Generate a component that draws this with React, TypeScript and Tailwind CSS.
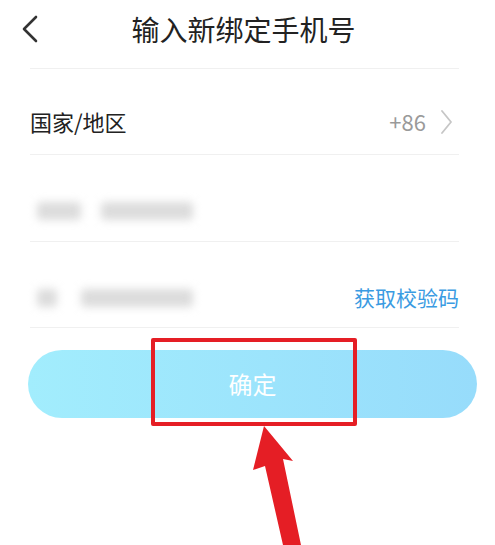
const cjk = { fontFamily: '"Noto Sans CJK SC", "Noto Sans", sans-serif' }

function Blur({ w }: { w: number }) {
  return <div className="h-[18px] rounded bg-[#dcdcdc] blur-[4px]" style={{ width: w }} />
}

export default function App() {
  return (
    <div className="relative h-[545px] w-[495px] overflow-hidden bg-white" style={cjk}>
      <header className="relative flex h-[58px] items-center justify-center pr-[8px]">
        <svg className="absolute left-[20px] top-[14px]" width="20" height="30" viewBox="0 0 20 30">
          <polyline points="16,3 4,15 16,27" fill="none" stroke="#333" strokeWidth="2.6" strokeLinecap="round" strokeLinejoin="round" />
        </svg>
        <h1 className="text-[28px] leading-none text-[#222]">输入新绑定手机号</h1>
      </header>

      <div className="mt-[10px] pl-[30px] pr-[36px]">
        <div className="flex h-[87px] items-center justify-between border-y border-[#f0f0f0] pt-[20px]">
          <span className="text-[22px] text-[#222]">国家/地区</span>
          <span className="mr-[6px] flex items-center gap-[14px] text-[22px] text-[#9a9a9a]">
            +86
            <svg width="13" height="24" viewBox="0 0 13 24">
              <polyline points="2,1 11,12 2,23" fill="none" stroke="#c6c6c6" strokeWidth="1.8" strokeLinecap="round" strokeLinejoin="round" />
            </svg>
          </span>
        </div>
        <div className="flex h-[87px] items-center gap-[20px] border-b border-[#f0f0f0] pl-[7px] pt-[26px]">
          <Blur w={44} />
          <Blur w={92} />
        </div>
        <div className="flex h-[86px] items-center border-b border-[#f0f0f0] pl-[7px] pt-[26px]">
          <div className="flex items-center gap-[24px]">
            <Blur w={20} />
            <Blur w={112} />
          </div>
          <span className="ml-auto text-[21px] text-[#3a9be2]">获取校验码</span>
        </div>
      </div>

      <div className="px-[28px] pr-[18px] pt-[22px]">
        <button className="flex h-[68px] w-full items-center justify-center rounded-full bg-gradient-to-r from-[#a2edfd] to-[#97dcfb] text-[24px] text-white">
          确定
        </button>
      </div>

      <div className="absolute left-[151px] top-[338px] h-[88px] w-[206px] rounded-[2px] border-[4px] border-[#e51e25]" />

      <svg className="absolute left-0 top-0" width="495" height="545" viewBox="0 0 495 545">
        <polygon
          points="264,426 293,461 283,459 301,545 283,545 265,466 253,470"
          fill="#e51e25"
        />
      </svg>
    </div>
  )
}
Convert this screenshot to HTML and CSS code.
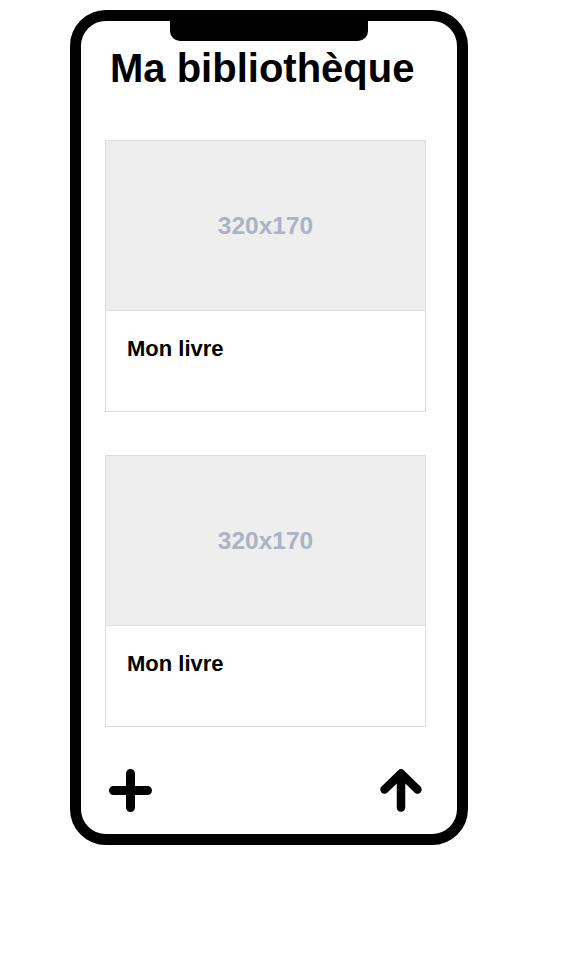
FILE: index.html
```html
<!DOCTYPE html>
<html lang="fr">
<head>
<meta charset="utf-8">
<title>Ma bibliothèque</title>
<link rel="stylesheet" href="styles.css">
</head>
<body>
<div class="phone">
  <div class="notch"></div>
  <h1 class="title">Ma bibliothèque</h1>
  <div class="card">
    <div class="card-img">320x170</div>
    <div class="card-body">Mon livre</div>
  </div>
  <div class="card">
    <div class="card-img">320x170</div>
    <div class="card-body">Mon livre</div>
  </div>
  <div class="toolbar">
    <svg class="icon" width="44" height="44" viewBox="0 0 44 44"><path d="M4.5 21.5H38.5M21.5 4.5V38.5" fill="none" stroke="#000" stroke-width="9" stroke-linecap="round"/></svg>
    <svg class="icon" width="44" height="44" viewBox="0 0 44 44"><path d="M22 38.5V5M5.5 20.5L22 4.5L38.5 20.5" fill="none" stroke="#000" stroke-width="8.5" stroke-linecap="round" stroke-linejoin="round"/></svg>
  </div>
</div>
</body>
</html>
```
FILE: styles.css
```css
html, body {
  margin: 0;
  padding: 0;
  background: #fff;
}
body {
  font-family: "Liberation Sans", Arial, sans-serif;
  padding: 10px 0 0 70px;
}
.phone {
  position: relative;
  box-sizing: border-box;
  width: 398px;
  height: 835px;
  border: 11px solid #000;
  border-radius: 36px;
  background: #fff;
  display: flex;
  flex-direction: column;
}
.notch {
  position: absolute;
  top: 0;
  left: 89px;
  width: 198px;
  height: 20px;
  background: #000;
  border-radius: 0 0 10px 10px;
}
.title {
  margin: 24px 0 0 29px;
  font-size: 40px;
  line-height: 46px;
  font-weight: bold;
  color: #000;
}
.card {
  margin: 49px 0 0 24px;
  width: 321px;
  box-sizing: border-box;
  border: 1px solid #dedede;
  display: flex;
  flex-direction: column;
}
.card + .card {
  margin-top: 43px;
}
.card-img {
  height: 169px;
  background: #eeeeee;
  border-bottom: 1px solid #dedede;
  display: flex;
  align-items: center;
  justify-content: center;
  font-size: 24.5px;
  font-weight: bold;
  color: #abb3c4;
}
.card-body {
  height: 100px;
  box-sizing: border-box;
  padding: 25px 21px 0;
  font-size: 22px;
  line-height: 26px;
  font-weight: bold;
  color: #000;
}
.toolbar {
  margin-top: 42px;
  display: flex;
  justify-content: space-between;
  padding: 0 34px 0 28px;
}
.icon {
  display: block;
}
```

━━━━━━━━━━━━━━━━━━━━

REQUIREMENT: Exclude all images and restate the records above word for word.

ANSWER TO THE EXERCISE:
Generate a component that draws this with React, TypeScript and Tailwind CSS.
const cjk = { fontFamily: '"Noto Sans CJK SC", "Noto Sans", sans-serif' }

function Blur({ w }: { w: number }) {
  return <div className="h-[18px] rounded bg-[#dcdcdc] blur-[4px]" style={{ width: w }} />
}

export default function App() {
  return (
    <div className="relative h-[545px] w-[495px] overflow-hidden bg-white" style={cjk}>
      <header className="relative flex h-[58px] items-center justify-center pr-[8px]">
        <svg className="absolute left-[20px] top-[14px]" width="20" height="30" viewBox="0 0 20 30">
          <polyline points="16,3 4,15 16,27" fill="none" stroke="#333" strokeWidth="2.6" strokeLinecap="round" strokeLinejoin="round" />
        </svg>
        <h1 className="text-[28px] leading-none text-[#222]">输入新绑定手机号</h1>
      </header>

      <div className="mt-[10px] pl-[30px] pr-[36px]">
        <div className="flex h-[87px] items-center justify-between border-y border-[#f0f0f0] pt-[20px]">
          <span className="text-[22px] text-[#222]">国家/地区</span>
          <span className="mr-[6px] flex items-center gap-[14px] text-[22px] text-[#9a9a9a]">
            +86
            <svg width="13" height="24" viewBox="0 0 13 24">
              <polyline points="2,1 11,12 2,23" fill="none" stroke="#c6c6c6" strokeWidth="1.8" strokeLinecap="round" strokeLinejoin="round" />
            </svg>
          </span>
        </div>
        <div className="flex h-[87px] items-center gap-[20px] border-b border-[#f0f0f0] pl-[7px] pt-[26px]">
          <Blur w={44} />
          <Blur w={92} />
        </div>
        <div className="flex h-[86px] items-center border-b border-[#f0f0f0] pl-[7px] pt-[26px]">
          <div className="flex items-center gap-[24px]">
            <Blur w={20} />
            <Blur w={112} />
          </div>
          <span className="ml-auto text-[21px] text-[#3a9be2]">获取校验码</span>
        </div>
      </div>

      <div className="px-[28px] pr-[18px] pt-[22px]">
        <button className="flex h-[68px] w-full items-center justify-center rounded-full bg-gradient-to-r from-[#a2edfd] to-[#97dcfb] text-[24px] text-white">
          确定
        </button>
      </div>

      <div className="absolute left-[151px] top-[338px] h-[88px] w-[206px] rounded-[2px] border-[4px] border-[#e51e25]" />

      <svg className="absolute left-0 top-0" width="495" height="545" viewBox="0 0 495 545">
        <polygon
          points="264,426 293,461 283,459 301,545 283,545 265,466 253,470"
          fill="#e51e25"
        />
      </svg>
    </div>
  )
}
Convert this screenshot to HTML and CSS code.
FILE: index.html
```html
<!DOCTYPE html>
<html lang="fr">
<head>
<meta charset="utf-8">
<title>Ma bibliothèque</title>
<link rel="stylesheet" href="styles.css">
</head>
<body>
<div class="phone">
  <div class="notch"></div>
  <h1 class="title">Ma bibliothèque</h1>
  <div class="card">
    <div class="card-img">320x170</div>
    <div class="card-body">Mon livre</div>
  </div>
  <div class="card">
    <div class="card-img">320x170</div>
    <div class="card-body">Mon livre</div>
  </div>
  <div class="toolbar">
    <svg class="icon" width="44" height="44" viewBox="0 0 44 44"><path d="M4.5 21.5H38.5M21.5 4.5V38.5" fill="none" stroke="#000" stroke-width="9" stroke-linecap="round"/></svg>
    <svg class="icon" width="44" height="44" viewBox="0 0 44 44"><path d="M22 38.5V5M5.5 20.5L22 4.5L38.5 20.5" fill="none" stroke="#000" stroke-width="8.5" stroke-linecap="round" stroke-linejoin="round"/></svg>
  </div>
</div>
</body>
</html>
```
FILE: styles.css
```css
html, body {
  margin: 0;
  padding: 0;
  background: #fff;
}
body {
  font-family: "Liberation Sans", Arial, sans-serif;
  padding: 10px 0 0 70px;
}
.phone {
  position: relative;
  box-sizing: border-box;
  width: 398px;
  height: 835px;
  border: 11px solid #000;
  border-radius: 36px;
  background: #fff;
  display: flex;
  flex-direction: column;
}
.notch {
  position: absolute;
  top: 0;
  left: 89px;
  width: 198px;
  height: 20px;
  background: #000;
  border-radius: 0 0 10px 10px;
}
.title {
  margin: 24px 0 0 29px;
  font-size: 40px;
  line-height: 46px;
  font-weight: bold;
  color: #000;
}
.card {
  margin: 49px 0 0 24px;
  width: 321px;
  box-sizing: border-box;
  border: 1px solid #dedede;
  display: flex;
  flex-direction: column;
}
.card + .card {
  margin-top: 43px;
}
.card-img {
  height: 169px;
  background: #eeeeee;
  border-bottom: 1px solid #dedede;
  display: flex;
  align-items: center;
  justify-content: center;
  font-size: 24.5px;
  font-weight: bold;
  color: #abb3c4;
}
.card-body {
  height: 100px;
  box-sizing: border-box;
  padding: 25px 21px 0;
  font-size: 22px;
  line-height: 26px;
  font-weight: bold;
  color: #000;
}
.toolbar {
  margin-top: 42px;
  display: flex;
  justify-content: space-between;
  padding: 0 34px 0 28px;
}
.icon {
  display: block;
}
```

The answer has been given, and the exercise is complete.